We’ve all heard the big examples: Kodak and digital cameras, the music recording industry and digital music, brick-and-mortar booksellers and Amazon, and traditional retailers and Walmart. But these are stories of incumbents being overwhelmed by fast, once-in-a-generation changes that wiped them out. They didn’t really fight the future—the future just pummeled them into the floor.

But smaller fights against the future are going on in companies every day, and they can have just as big an impact over time: Telecommunications and energy companies keeping their customers locked into long-term contracts significantly above current market pricing, packaging companies resisting efforts to be more environmentally friendly in order to reap a few more years of better margins, branded consumer goods players offering inferior propositions to the retail brands (knowing that the strength of brand loyalty will ensure a few more months or years of profit), companies across multiple industries not copying or improving upon innovations offered by insurgents that have breached the walls of their industries.

The management of many incumbents are aware of the noise and dust arising from the insurgents battering their walls and moats, but do nothing: another month of superior profits from the current industry structure is simply too alluring.

In my work, I see these little acts of fighting the future every day. Seen in isolation, through the lens of the income statement, these acts are understandable—even clever. But the accumulation of these acts, seen through the lens of the balance sheet, can destroy a company.

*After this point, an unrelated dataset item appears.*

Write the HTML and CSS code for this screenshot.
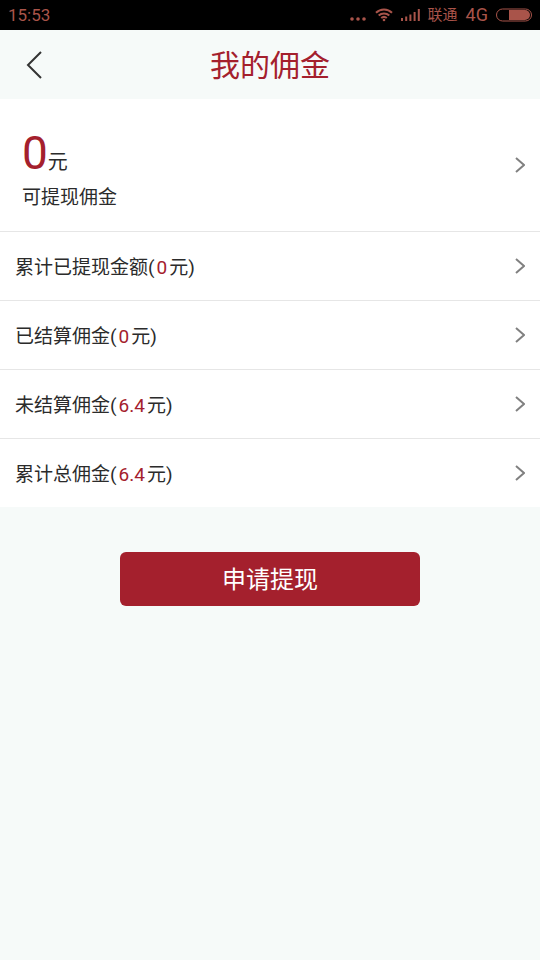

First, employees catch on quickly. They begin to understand that their main mission is to protect incumbency economics, not continue the insurgency of their forgotten founders. They see too many examples in which the company doesn’t do the right thing for customers, communities or the employees themselves

Second, customers find out. They are loyal to brands and have often grown up with the incumbent. But the insurgents keep knocking on their door, with new and wonderful offers at better prices or better quality.

Third, insurgents find out. They bring the battle closer, convinced you will stay behind your moat. By not responding aggressively to their early hit-and-run tactics, you allow them to grow and to become bolder. You’ve enabled “the barbarians at the gate.”

I have no scientific proof of this, but I think there’s a 20% test. Incumbents inevitably spend 20% of their time fighting the future in some way: refusing to respond to a price war, trying to ignore an innovation from an insurgent competitor, convincing themselves that a local government’s punitive environmental legislation won’t pass and so on. Incumbents must make decisions every day about whether or not to respond to the latest widget, gizmo and disruption in the marketplace.

And that’s OK. You can’t run a business if you change your propositions hourly or panic with each piece of proposed legislation. But if more than 20% of your management time is spent fighting the future, I think you’re in trouble. You’re losing the loyalty of employees, customers and business partners, and you are emboldening insurgents. Here’s a simple set of questions to ask yourself:

  1. Do we continue to offer the best propositions to our core customers, relative to new insurgents? Against these insurgents, by segment, are we demonstrably the price-for- quality leader?
  2. Do our employees believe we will continually do right by our customers? One acid test: If employees discover that competitors are offering better propositions to our customers, are they empowered to respond aggressively?
  3. Are we the cost leader? If not, why not? Are we higher costs to other incumbents in our industry? If so, why? Are we higher costs to new entrants? If so, why?
  4. Are we gaining share in growth areas of the market? Are our channels of distribution still the preferred channels? Are our customer segments growing relative to the market as a whole? Are the geographic markets in which we compete the fastest-growing markets? In other words, if we took no more share starting tomorrow, would the market still move toward us, or away from us?
  5. Are we responding faster and better to the main disruptions in our industry? Are we leading the change, or are insurgents? Are we constantly monitoring the innovations we see at the edges of our industry and adopting them, or improving upon them?

The 20% rule would suggest that if you are an incumbent, you could probably get away with a “no” answer to one of these questions. Equally, it would suggest you need to be responding “yes” to the rest. If you are an insurgent, a nice competitive target is an incumbent that isn’t passing this test. It might be ripe for the taking.

This entry was posted in Death of the nobler mission, The paths to Great Repeatable Models by James Allen. Bookmark the permalink.

About James Allen

James Allen is a senior partner in Bain & Company's London office and recognized as a leading expert in developing global corporate and business unit strategy. He is co-head of Bain’s Global Strategy practice and a member of Bain & Company's European Consumer Products practice. He is co-author, with Chris Zook, of Repeatability (HBR Press, March 2012) and Profit from the Core (HBR Press, 2001 and 2010).

One thought on “Fighting the future and the 20% rule

  1. Excellent post. Forgive me if you have already covered somewhere, but I think your 20% is “on-point” and can have an operational focus within the business process of Capital Appropriation. Peter Drucker cited that “abandonment” is a necessary pre-requisite for sustainable growth; as I think 10-20% of the portfolio – entering a defined period of their maturation – needs to be abandoned as a necessary tool to condition the culture for the future. Regardless, if the insurgent investment is not yet identified, the process of abandonment needs to be a systematic management process. If “abandonment” opportunities can find the right home – before liquidation – companies can take advantage of various minority stakes, preferred stock arrangements, etc. etc. for firms at different maturation processes, while still taking advantage of benefits. But, abandonment needs to be systematic to bring about a level of impersonal feature that is characterized by the market as whole; who eventually abandons businesses that do not innovate/abandon systematically.